If current trends continue, adolescents with type II diabetes may experience heart trouble beginning as young as 30 to 40 years of age.  In addition, being overweight or out of shape makes the heart work harder.  Overweight children are at increased risk of heart failure, and children with serious asthma are more likely to be overweight.

Who wants to do something about it?

So, what can we do about it?  I have a few suggestions for all of us.  Parent’s can provide better foods while their children are at home.  First, decrease portion sizes a little.  How about avoiding the cereals that are predominantly made with sugar, you know the cereals I’m talking about!  We can also decrease the consumption of snack foods such as cookies, cakes, ice cream, candy, and soda: all of this excess sugar in the body gets converted to fat.  In addition, the calories in these foods provide no nutritional value to you.  Parents can also encourage their children not to use the snack and soda machines at school, send them off with a good lunch and a few healthy snacks that they can eat while at school.  How many times do you go out to eat?  Eating out frequently is a contributor to obesity.  Decrease the frequency of fast food, and if you go, eat more of the healthy items on the menu.  Parents, don’t encourage play time on the computer, Game Boy, X-Box, or the TV.  Encourage your children to go outside and run around with their friends, the dog, and you can even get out there with them!

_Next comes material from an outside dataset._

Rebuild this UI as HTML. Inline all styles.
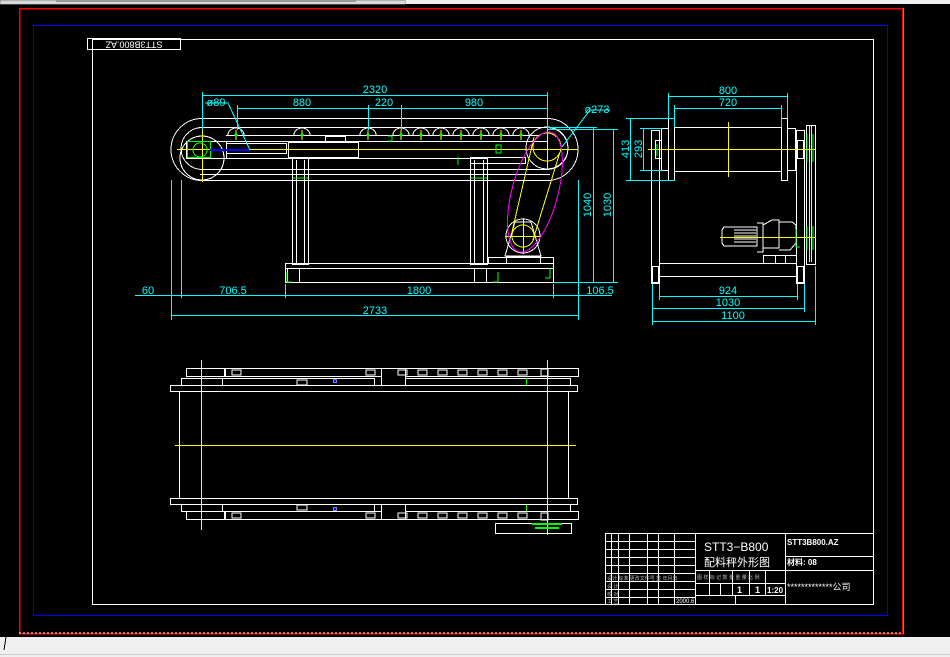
<!DOCTYPE html>
<html><head><meta charset="utf-8"><style>
html,body{margin:0;padding:0;background:#000;width:950px;height:657px;overflow:hidden}
svg{display:block}
text{font-family:"Liberation Sans","Noto Sans CJK SC",sans-serif}
</style></head><body>
<svg width="950" height="657" viewBox="0 0 950 657" xmlns="http://www.w3.org/2000/svg" shape-rendering="crispEdges">
<rect width="950" height="657" fill="#000"/>
<!-- top toolbar -->
<rect x="0" y="0" width="950" height="4" fill="#f0f0f0"/>
<rect x="0" y="0" width="405" height="4" fill="#d8d8d8" stroke="#888" stroke-width="0.5"/>
<rect x="56" y="0" width="300" height="2" fill="#999"/>
<!-- bottom bar -->
<rect x="0" y="637" width="950" height="20" fill="#f0f0f0"/>
<line x1="0" y1="654.5" x2="950" y2="654.5" stroke="#ccc"/>
<line x1="6" y1="637" x2="4" y2="650" stroke="#000"/>
<!-- borders -->
<rect x="19.5" y="8.5" width="883" height="625" fill="none" stroke="#f00" stroke-width="1.5"/>
<line x1="19" y1="633" x2="903" y2="633" stroke="#fff" stroke-dasharray="2,2"/>
<line x1="903.5" y1="8" x2="903.5" y2="634" stroke="#888"/>
<rect x="33.5" y="25.5" width="854" height="15" fill="none" stroke="#00f" stroke-width="0"/>
<rect x="33.5" y="25.5" width="854" height="590" fill="none" stroke="#00f" stroke-width="1.3"/>
<rect x="92.5" y="39.5" width="781" height="565" fill="none" stroke="#fff"/>
<!-- stamp -->
<rect x="87.5" y="38.5" width="93" height="11" fill="none" stroke="#fff"/>
<line x1="92.5" y1="38" x2="92.5" y2="50" stroke="#fff"/>
<text x="134" y="44" transform="rotate(180 134 44)" text-anchor="middle" dominant-baseline="middle" fill="#fff" font-size="9">STT3B800.AZ</text>

<g fill="none" stroke="#fff" stroke-width="1">
<!-- FRONT VIEW belt -->
<path d="M202 118.5 H547 A31 31 0 0 1 547 180.5 H202 A31 31 0 0 1 202 118.5Z"/>
<path d="M202 127.5 H547 A21 21 0 0 1 547 169.5 H202 A21 21 0 0 1 202 127.5Z"/>
<circle cx="202" cy="158" r="22"/>
<circle cx="547" cy="148" r="21"/>
<line x1="202" y1="141.5" x2="547" y2="141.5"/>
<line x1="226" y1="135.5" x2="540" y2="135.5"/>
<line x1="226" y1="158.5" x2="470" y2="158.5"/>
<line x1="200" y1="174.5" x2="550" y2="174.5"/>
<rect x="186.5" y="141.5" width="40" height="17"/>
<rect x="226.5" y="143.5" width="60" height="10"/>
<rect x="288.5" y="142.5" width="70" height="15"/>
<rect x="325.5" y="136.5" width="20" height="5"/>
<rect x="470.5" y="157.5" width="55" height="6"/>
<!-- idlers -->
<g>
<path d="M228 135 a8 7 0 0 1 16 0"/><path d="M294 135 a8 7 0 0 1 16 0"/><path d="M360 135 a8 7 0 0 1 16 0"/><path d="M393 135 a8 7 0 0 1 16 0"/><path d="M413 135 a8 7 0 0 1 16 0"/><path d="M433 135 a8 7 0 0 1 16 0"/><path d="M453 135 a8 7 0 0 1 16 0"/><path d="M473 135 a8 7 0 0 1 16 0"/><path d="M493 135 a8 7 0 0 1 16 0"/><path d="M513 135 a8 7 0 0 1 16 0"/>
</g>
<!-- legs -->
<rect x="292.5" y="158.5" width="16" height="106"/>
<line x1="296.5" y1="160" x2="296.5" y2="264"/><line x1="304.5" y1="160" x2="304.5" y2="264"/>
<rect x="470.5" y="158.5" width="17" height="106"/>
<line x1="474.5" y1="160" x2="474.5" y2="264"/><line x1="483.5" y1="160" x2="483.5" y2="264"/>
<rect x="285.5" y="263.5" width="268" height="19"/>
<line x1="285" y1="268.5" x2="553" y2="268.5"/>
<rect x="287.5" y="268.5" width="12" height="14"/><rect x="474.5" y="268.5" width="12" height="14"/>
<rect x="488.5" y="257.5" width="65" height="6"/>
<!-- drive -->
<circle cx="523" cy="236" r="17"/>
<path d="M505 256 L515 222 L531 222 L541 256Z"/>
<rect x="506.5" y="256.5" width="34" height="7"/>
</g>
<!-- yellow center lines -->
<g stroke="#ff0" stroke-width="1" fill="none">
<line x1="177" y1="149.5" x2="578" y2="149.5"/>
<line x1="202.5" y1="125" x2="202.5" y2="182"/>
<line x1="547.5" y1="128" x2="547.5" y2="170"/>
<circle cx="547" cy="147" r="14"/>
<circle cx="523" cy="236" r="11"/>
<line x1="534" y1="137" x2="512" y2="232"/>
<line x1="560" y1="152" x2="533" y2="240"/>
<line x1="505" y1="236.5" x2="541" y2="236.5"/>
<line x1="523.5" y1="218" x2="523.5" y2="254"/>
<g stroke-width="1"><line x1="236" y1="130" x2="236" y2="140"/><line x1="302" y1="130" x2="302" y2="140"/><line x1="368" y1="130" x2="368" y2="140"/><line x1="401" y1="130" x2="401" y2="140"/><line x1="421" y1="130" x2="421" y2="140"/><line x1="441" y1="130" x2="441" y2="140"/><line x1="461" y1="130" x2="461" y2="140"/><line x1="481" y1="130" x2="481" y2="140"/><line x1="501" y1="130" x2="501" y2="140"/><line x1="521" y1="130" x2="521" y2="140"/></g>
</g>
<ellipse cx="535" cy="192" rx="23" ry="62" transform="rotate(15 535 192)" fill="none" stroke="#f0f" stroke-width="1"/>
<!-- green bits -->
<g stroke="#0f0" fill="none">
<rect x="187.5" y="141.5" width="23" height="16"/>
<circle cx="200" cy="150" r="7"/>
<path d="M293 178 H308 M471 178 H487 M287 272 v10 h5 M498 272 v10 h-5 M550 268 v10 h-5 M458 157 v8 M388 136 h4 v5 h-4"/>
<rect x="496" y="145" width="5" height="8"/>
</g>
<g fill="#0f0"><circle cx="236" cy="135" r="1.5"/><circle cx="302" cy="135" r="1.5"/><circle cx="368" cy="135" r="1.5"/><circle cx="401" cy="135" r="1.5"/><circle cx="421" cy="135" r="1.5"/><circle cx="441" cy="135" r="1.5"/><circle cx="461" cy="135" r="1.5"/><circle cx="481" cy="135" r="1.5"/><circle cx="501" cy="135" r="1.5"/><circle cx="521" cy="135" r="1.5"/></g>
<line x1="210" y1="150" x2="250" y2="150" stroke="#00f" stroke-width="2"/>
<!-- dims cyan front -->
<g stroke="#0ff" stroke-width="1" fill="none">
<line x1="202" y1="95.5" x2="547" y2="95.5"/>
<line x1="237" y1="108.5" x2="547" y2="108.5"/>
<line x1="202.5" y1="92" x2="202.5" y2="130"/><line x1="547.5" y1="92" x2="547.5" y2="130"/>
<line x1="237.5" y1="105" x2="237.5" y2="130"/><line x1="368.5" y1="105" x2="368.5" y2="130"/><line x1="401.5" y1="105" x2="401.5" y2="130"/>
<path d="M205 103 H228 L250 150"/>
<path d="M610 110 H590 L562 147"/>
<line x1="135" y1="295.5" x2="612" y2="295.5"/>
<line x1="171.5" y1="180" x2="171.5" y2="320"/><line x1="578.5" y1="180" x2="578.5" y2="320"/>
<line x1="181.5" y1="180" x2="181.5" y2="298"/><line x1="285.5" y1="284" x2="285.5" y2="298"/><line x1="553.5" y1="284" x2="553.5" y2="298"/>
<line x1="171" y1="315.5" x2="578" y2="315.5"/>
<line x1="548" y1="127.5" x2="597" y2="127.5"/><line x1="548" y1="129.5" x2="618" y2="129.5"/><line x1="554" y1="282.5" x2="618" y2="282.5"/>
<line x1="593.5" y1="127" x2="593.5" y2="283"/><line x1="613.5" y1="129" x2="613.5" y2="283"/>
</g>
<g fill="#0ff" font-size="11" text-anchor="middle">
<text x="375" y="93">2320</text><text x="302" y="106">880</text><text x="384" y="106">220</text><text x="474" y="106">980</text>
<text x="216" y="106">ø89</text><text x="597" y="113">ø273</text>
<text x="148" y="294">60</text><text x="233" y="294">706.5</text><text x="419" y="294">1800</text><text x="600" y="294">106.5</text>
<text x="375" y="314">2733</text>
<text transform="translate(591 205) rotate(-90)">1040</text>
<text transform="translate(611 205) rotate(-90)">1030</text>
</g>

<!-- SIDE VIEW -->
<g fill="none" stroke="#fff">
<rect x="668.5" y="118.5" width="6" height="62"/>
<rect x="661.5" y="128.5" width="7" height="42"/>
<rect x="674.5" y="127.5" width="107" height="44"/>
<rect x="781.5" y="118.5" width="6" height="62"/>
<rect x="787.5" y="128.5" width="8" height="42"/>
<rect x="651.5" y="130.5" width="8" height="153"/>
<rect x="796.5" y="130.5" width="8" height="153"/>
<rect x="806.5" y="125.5" width="9" height="139"/>
<rect x="659.5" y="263.5" width="137" height="13"/>
<rect x="652.5" y="266.5" width="6" height="16"/><rect x="797.5" y="266.5" width="6" height="16"/>
<rect x="655.5" y="140.5" width="6" height="18"/><rect x="797.5" y="140.5" width="6" height="18"/>
<path d="M724 227 H757 V246 H724 L722 243 V230Z"/>
<path d="M757 223 H763 V252 H757"/>
<path d="M763 225 L772 220 H779 V248 H763"/>
<path d="M779 222 H792 L796 225 V243 L790 250 H779"/>
<rect x="763.5" y="255.5" width="33" height="8"/><rect x="775.5" y="255.5" width="10" height="8"/>
</g>
<g stroke="#fff"><line x1="734" y1="230" x2="756" y2="230"/><line x1="734" y1="233" x2="756" y2="233"/><line x1="734" y1="236" x2="756" y2="236"/><line x1="734" y1="239" x2="756" y2="239"/><line x1="734" y1="242" x2="756" y2="242"/></g>
<g stroke="#ff0" fill="none">
<line x1="648" y1="149.5" x2="815" y2="149.5"/>
<line x1="728.5" y1="122" x2="728.5" y2="177"/>
<line x1="720" y1="237.5" x2="816" y2="237.5"/>
<line x1="809.5" y1="126" x2="809.5" y2="262"/><line x1="811.5" y1="126" x2="811.5" y2="262"/>
</g>
<g stroke="#0f0" fill="none"><path d="M657 144 v12 M807 134 v28 M813 134 v28 M807 226 v24 M813 226 v24 M796 229 v18 h4"/></g>
<g stroke="#0ff" fill="none">
<line x1="668" y1="96.5" x2="787" y2="96.5"/><line x1="675" y1="108.5" x2="781" y2="108.5"/>
<line x1="668.5" y1="93" x2="668.5" y2="118"/><line x1="787.5" y1="93" x2="787.5" y2="118"/>
<line x1="674.5" y1="105" x2="674.5" y2="127"/><line x1="781.5" y1="105" x2="781.5" y2="127"/>
<line x1="626" y1="118.5" x2="675" y2="118.5"/><line x1="626" y1="180.5" x2="675" y2="180.5"/>
<line x1="640" y1="128.5" x2="662" y2="128.5"/><line x1="640" y1="170.5" x2="662" y2="170.5"/>
<line x1="630.5" y1="118" x2="630.5" y2="181"/><line x1="643.5" y1="128" x2="643.5" y2="171"/>
<line x1="659" y1="296.5" x2="797" y2="296.5"/><line x1="652" y1="308.5" x2="804" y2="308.5"/><line x1="652" y1="321.5" x2="815" y2="321.5"/>
<line x1="652.5" y1="284" x2="652.5" y2="325"/><line x1="659.5" y1="284" x2="659.5" y2="300"/><line x1="797.5" y1="284" x2="797.5" y2="300"/><line x1="804.5" y1="284" x2="804.5" y2="312"/><line x1="815.5" y1="266" x2="815.5" y2="325"/>
</g>
<g fill="#0ff" font-size="11" text-anchor="middle">
<text x="728" y="94">800</text><text x="728" y="106">720</text>
<text transform="translate(629 149) rotate(-90)">413</text>
<text transform="translate(642 149) rotate(-90)">293</text>
<text x="728" y="294">924</text><text x="728" y="306">1030</text><text x="733" y="319">1100</text>
</g>

<!-- PLAN VIEW -->
<g fill="none" stroke="#fff">
<rect x="170.5" y="385.5" width="407" height="6"/>
<rect x="170.5" y="498.5" width="407" height="6"/>
<line x1="179.5" y1="391" x2="179.5" y2="498"/><line x1="568.5" y1="391" x2="568.5" y2="498"/>
<rect x="186.5" y="368.5" width="38" height="8"/><rect x="225.5" y="368.5" width="156" height="8"/><rect x="381.5" y="368.5" width="24" height="17"/><rect x="405.5" y="368.5" width="173" height="8"/>
<rect x="181.5" y="378.5" width="41" height="7"/><rect x="222.5" y="378.5" width="152" height="7"/><rect x="405.5" y="378.5" width="165" height="7"/>
<rect x="186.5" y="511.5" width="38" height="8"/><rect x="225.5" y="511.5" width="156" height="8"/><rect x="381.5" y="504.5" width="24" height="15"/><rect x="405.5" y="511.5" width="173" height="8"/>
<rect x="181.5" y="504.5" width="41" height="7"/><rect x="222.5" y="504.5" width="152" height="7"/><rect x="405.5" y="504.5" width="165" height="7"/>
<rect x="495.5" y="523.5" width="76" height="10"/>
</g>
<g fill="none" stroke="#fff">
<path d="M232 370 h9 v5 h-9z M366 370 h9 v5 h-9z M398 370 h9 v5 h-9z M418 370 h9 v5 h-9z M438 370 h9 v5 h-9z M458 370 h9 v5 h-9z M478 370 h9 v5 h-9z M498 370 h9 v5 h-9z M518 370 h9 v5 h-9z"/>
<path d="M232 513 h9 v5 h-9z M366 513 h9 v5 h-9z M398 513 h9 v5 h-9z M418 513 h9 v5 h-9z M438 513 h9 v5 h-9z M458 513 h9 v5 h-9z M478 513 h9 v5 h-9z M498 513 h9 v5 h-9z M518 513 h9 v5 h-9z"/>
<path d="M297 380 h10 v5 h-10z M297 505 h10 v5 h-10z M541 369 h7 v7 h-7z M541 513 h7 v7 h-7z"/>
</g>
<g stroke="#ff0"><line x1="201.5" y1="360" x2="201.5" y2="530"/><line x1="547.5" y1="360" x2="547.5" y2="535"/><line x1="175" y1="445.5" x2="576" y2="445.5"/></g>
<g stroke="#0f0"><line x1="532" y1="524" x2="562" y2="524" stroke-width="2"/><line x1="535" y1="528" x2="559" y2="528" stroke-width="2"/><line x1="526.5" y1="378" x2="526.5" y2="385"/><line x1="526.5" y1="505" x2="526.5" y2="511"/></g>
<circle cx="335" cy="381" r="2" fill="#00f" stroke="#fff" stroke-width="0.5"/><circle cx="335" cy="509" r="2" fill="#00f" stroke="#fff" stroke-width="0.5"/>

<!-- TITLE BLOCK -->
<g fill="none" stroke="#fff">
<rect x="605.5" y="533.5" width="268" height="71"/>
<line x1="695.5" y1="533" x2="695.5" y2="605"/><line x1="785.5" y1="533" x2="785.5" y2="605"/>
<line x1="785" y1="556.5" x2="873" y2="556.5"/><line x1="785" y1="570.5" x2="873" y2="570.5"/>
<line x1="695" y1="570.5" x2="785" y2="570.5"/><line x1="695" y1="583.5" x2="785" y2="583.5"/><line x1="695" y1="595.5" x2="785" y2="595.5"/>
<line x1="605" y1="541.5" x2="695" y2="541.5"/><line x1="605" y1="549.5" x2="695" y2="549.5"/><line x1="605" y1="557.5" x2="695" y2="557.5"/><line x1="605" y1="565.5" x2="695" y2="565.5"/><line x1="605" y1="573.5" x2="695" y2="573.5"/><line x1="605" y1="581.5" x2="695" y2="581.5"/><line x1="605" y1="589.5" x2="695" y2="589.5"/><line x1="605" y1="597.5" x2="695" y2="597.5"/>
<line x1="611.5" y1="533" x2="611.5" y2="605"/><line x1="618.5" y1="533" x2="618.5" y2="605"/><line x1="629.5" y1="533" x2="629.5" y2="605"/><line x1="647.5" y1="533" x2="647.5" y2="605"/><line x1="658.5" y1="533" x2="658.5" y2="605"/><line x1="674.5" y1="533" x2="674.5" y2="605"/>
<line x1="709.5" y1="570" x2="709.5" y2="596"/><line x1="720.5" y1="583" x2="720.5" y2="596"/><line x1="732.5" y1="570" x2="732.5" y2="596"/><line x1="749.5" y1="570" x2="749.5" y2="596"/><line x1="765.5" y1="570" x2="765.5" y2="596"/>
<line x1="735.5" y1="596" x2="735.5" y2="605"/>
</g>
<g fill="#fff" font-size="12">
<text x="704" y="551">STT3−B800</text>
<text x="704" y="566" font-size="11">配料秤外形图</text>
<text x="787" y="545" font-size="8" font-weight="bold">STT3B800.AZ</text>
<text x="787" y="565" font-size="8" font-weight="bold">材料: 08</text>
<text x="787" y="590" font-size="9">*************公司</text>
<text x="737" y="593" font-size="9" font-weight="bold">1</text><text x="755" y="593" font-size="9" font-weight="bold">1</text><text x="767" y="593" font-size="8" font-weight="bold">1:20</text>
<text x="676" y="603" font-size="6">2000.6</text>
</g>
<g fill="#bbb" font-size="5"><text x="697" y="579">图 样 标 记 数 量 重 量 比 例</text><text x="607" y="580">设计 标准 更改文件号 签 年月日</text><text x="607" y="588">设 计</text><text x="607" y="596">校 对</text><text x="607" y="603">工 艺</text></g>
</svg>
</body></html>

School administrators, continue educating the children about eating correctly using the basic food groups of fruits, vegetables, grains, dairy products, and meats.  Then, practice what you teach.  Get rid of the soda in the vending machines and replace it with bottled water and a few juices.  If you can’t do that, then eliminate the vending machines all together.  It won’t hurt the kids to use the water fountains!  Provide a well balanced lunch at school with moderate proportions.  You don’t have to bring in high priced produce that takes a lot of prep time to accomplish this either.  Recess should occur everyday when possible; get the kids out playing kick ball, soft ball, hop scotch, or running around the play ground for 30 minutes.  For older students, ensure physical education is included in the schedule at least 3 days, 5 would even be better.

Kids, don’t think that I was going to leave you out of this.  Try your best to go outside and have fun.  You can have so much fun outside.  You can walk with your friends, ride your bikes, play with your toys, play baseball, football, soccer, hockey, or Lacrosse.   Let your imagination go wild and explore the outside world.  I would suggest saving the computer games for the rainy days or at night.

A little discipline to change our eating and playing habits will go along way.  And you will be on your way to a healthier and a better quality of life.